Texas State Rep. Steve Toth Says Mike Lindell Is Being 'Set Up by the Left'

Texas State Representative Steve Toth has said that he believes that MyPillow CEO Mike Lindell is being "set up by the Left" to fail at his attempts to uncover voter fraud in the 2020 presidential election.

The Republican congressman reveals in a video from The Undercurrent that he's going to re-file Texas House Bill 24 to seek an independent audit of the state's election results. He compares the audit to audits currently underway in Maricopa County, Arizona and Fulton County, Georgia.

EXCLUSIVE: TX House Republican Steve Toth tells us that My Pillow Guy Mike Lindell is getting set up by the Left to distract from paper ballot fraud schemes that go all the way back to @AlFranken...#txlege pic.twitter.com/K3FgYmzPpT

— Lauren Windsor (@lawindsor) August 9, 2021

"You just follow the evidence, right?" Toth says. "Problem is this is not done electronically, and that's the course that Mike Lindell is on right now with MyPillow. And the problem is, I think he's being set up by the Left."

"If you pay attention to what happened in Georgia, it was all paper," Toth continues. "If you pay attention to what's going to come down in Arizona, it will be all paper."

Toth then claims that Democrats have long depended on paper ballots to commit voter fraud, including to secure a very close 2008 election win for former Minnesota Senator Al Franken.

"It's always been paper," Toth continues. "And the Democrats now are trying to create this conspiracy, that it's electronic so that we'll move back to paper, solely paper. And they're foisting this scam on us, and Republicans are buying into it. It's paper."

Toth doesn't name which Democratic entities he believes are misleading Lindell and Republicans into examining voting machines. Numerous polls have shown that Democratic voters believe the 2020 election was fair and without ballot fraud.

Toth has made baseless claims of voter fraud in the 2020 election. In November 2020, he spoke at a "Stop the Steal" rally in Conroe, Texas in support of Republican former President Donald Trump.

Steve Toth Mike Lindell set up left
Texas State Representative Steve Toth has said that MyPillow CEO and election fraud conspiracy theorist Mike Lindell is being "set up by the Left." In this photo, Lindell poses with supporters of former President Donald Trump as they wait for the start of a rally on June 26, 2021 in Wellington, Ohio. Scott Olson/Getty

Despite his claims of Democrats misleading Republicans, Trump's supporters seem to have been the ones most vocally claiming that election fraud occurred through voting machines.

Former Trump campaign attorney Sidney Powell claimed in a November 19 press conference, that "massive influence of communist money through Venezuela, Cuba and likely China" had compelled Republican and Democratic lawmakers to rig the election.

The alleged rigging, according to Powell, occurred by various Democratic and Republican candidates paying foreign governments to alter voting machines to switch Trump votes into Biden votes and to switch enough other votes to help other individual candidates to win their election races.

Powell also accused Georgia's Secretary of State Brad Raffensperger and Governor Brian Kemp, both Republicans, of accepting bribes to participate in the alleged vote-switching scheme.
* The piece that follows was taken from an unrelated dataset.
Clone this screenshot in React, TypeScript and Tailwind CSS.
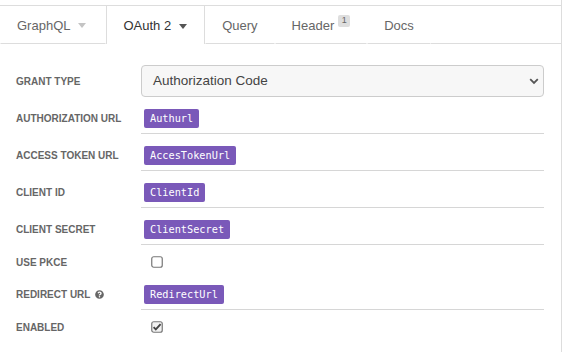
import React from 'react';
import { FaQuestionCircle } from 'react-icons/fa';

const Caret: React.FC<{ color: string }> = ({ color }) => (
  <svg width="8" height="5" viewBox="0 0 8 5" className="ml-2">
    <path d="M0 0h8L4 5z" fill={color} />
  </svg>
);

const Pill: React.FC<{ text: string }> = ({ text }) => (
  <span className="ml-[3px] inline-flex h-[19px] items-center rounded-[2px] bg-[#7a59b9] px-[6px] font-['DejaVu_Sans_Mono',monospace] text-[10.25px] text-white">
    {text}
  </span>
);

const Checkbox: React.FC<{ checked?: boolean }> = ({ checked }) => (
  <svg width="12" height="12" viewBox="0 0 12 12" className="ml-[10px]">
    <rect x="0.75" y="0.75" width="10.5" height="10.5" rx="2" fill={checked ? '#f2f2f2' : '#fff'} stroke="#777" strokeWidth="1.2" />
    {checked && <path d="M2.6 6.2l2.2 2.2L9.6 3.2" fill="none" stroke="#444" strokeWidth="1.9" />}
  </svg>
);

type RowProps = {
  label: string;
  help?: boolean;
  compact?: boolean;
  children: React.ReactNode;
};

const Row: React.FC<RowProps> = ({ label, help, compact, children }) => (
  <div className="flex">
    <div className={compact ? 'w-[125px] shrink-0 pt-[11px]' : 'w-[125px] shrink-0 pt-3'}>
      <div className={compact ? 'flex h-3 items-center' : 'flex h-[19px] items-center'}>
        <span className="text-[10px] font-bold text-[#666]">{label}</span>
        {help && <FaQuestionCircle className="ml-[5px] text-[#666]" size={9} />}
      </div>
    </div>
    <div
      className={
        compact
          ? 'flex flex-1 items-center pb-[5px] pt-[11px]'
          : 'flex flex-1 items-center border-b border-[#d6d6d6] pb-[5px] pt-3'
      }
    >
      {children}
    </div>
  </div>
);

export default function App() {
  return (
    <div className="h-[352px] w-[562px] border-r border-[#ddd] bg-white pt-[5px] font-['Liberation_Sans',Arial,sans-serif]">
      {/* tabs */}
      <div className="flex border-t border-[#ddd] text-[13px]">
        <div className="flex h-[38px] items-center border-x border-b border-transparent border-b-[#ddd] pl-4 pr-[19px] pt-[2px] text-[#666]">
          GraphQL
          <Caret color="#c4c4c4" />
        </div>
        <div className="flex h-[38px] items-center border-x border-[#ddd] border-b-transparent pl-4 pr-[17px] pt-[2px] text-[#333]">
          OAuth 2
          <Caret color="#555" />
        </div>
        <div className="flex h-[38px] items-center border-x border-b border-transparent border-b-[#ddd] px-4 pt-[2px] text-[#666]">
          Query
        </div>
        <div className="flex h-[38px] items-center border-x border-b border-transparent border-b-[#ddd] px-4 pt-[2px] text-[#666]">
          Header
          <span className="mb-[10px] ml-[4px] flex h-[12px] w-[12px] items-center justify-center rounded-[2px] bg-[#dedede] text-[9px] text-[#666]">
            1
          </span>
        </div>
        <div className="flex h-[38px] items-center border-x border-b border-transparent border-b-[#ddd] px-4 pt-[2px] text-[#666]">
          Docs
        </div>
        <div className="flex-1 border-b border-[#ddd]" />
      </div>

      {/* form */}
      <div className="pl-4 pr-[17px] pt-[9px]">
        <div className="flex">
          <div className="flex w-[125px] shrink-0 items-center pt-3">
            <span className="text-[10px] font-bold text-[#666]">GRANT TYPE</span>
          </div>
          <div className="flex-1 pt-3">
            <div className="flex h-8 items-center justify-between rounded border border-[#ccc] bg-[#f7f7f7] pl-[11px] pr-[4px] text-[13.5px] text-[#444]">
              Authorization Code
              <svg width="10" height="7" viewBox="0 0 10 7">
                <path d="M1.2 1.2L5 5l3.8-3.8" fill="none" stroke="#555" strokeWidth="1.8" />
              </svg>
            </div>
          </div>
        </div>
        <Row label="AUTHORIZATION URL">
          <Pill text="Authurl" />
        </Row>
        <Row label="ACCESS TOKEN URL">
          <Pill text="AccesTokenUrl" />
        </Row>
        <Row label="CLIENT ID">
          <Pill text="ClientId" />
        </Row>
        <Row label="CLIENT SECRET">
          <Pill text="ClientSecret" />
        </Row>
        <Row label="USE PKCE" compact>
          <Checkbox />
        </Row>
        <Row label="REDIRECT URL" help>
          <Pill text="RedirectUrl" />
        </Row>
        <Row label="ENABLED" compact>
          <Checkbox checked />
        </Row>
      </div>
    </div>
  );
}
Trump narrowly lost Georgia by 11,779 votes.

By November 22, Trump's re-election campaign said that Powell no longer had a formal role as a campaign attorney.

Lindell has echoed some of Powell's beliefs. Lindell has said he will unveil new evidence that a cyber-symposium this month proving that voting machine fraud, orchestrated by China, stole the 2020 election from Trump. This supposed evidence, Lindell said, will convince the Supreme Court to vote unanimously to reinstate Trump into office by autumn.

Lindell is also facing his own $1.3 billion defamation lawsuit from Dominion Voting Systems over his past claims that the company helped steal the election. Lindell countersued the company for $1.6 billion, claiming that their lawsuit violated his Constitutional rights to free speech.

Trump lost the election by over seven million popular votes and 74 electoral votes. Trump's own attorney general and federal head of election security both said there is no evidence that fraud affected the election's outcome. Trump has denied recent claims that he pressured his Department of Justice to baselessly declare the election as "corrupt."

Newsweek contacted Lindell's and Toth's offices for comment but did not hear back in time for publication.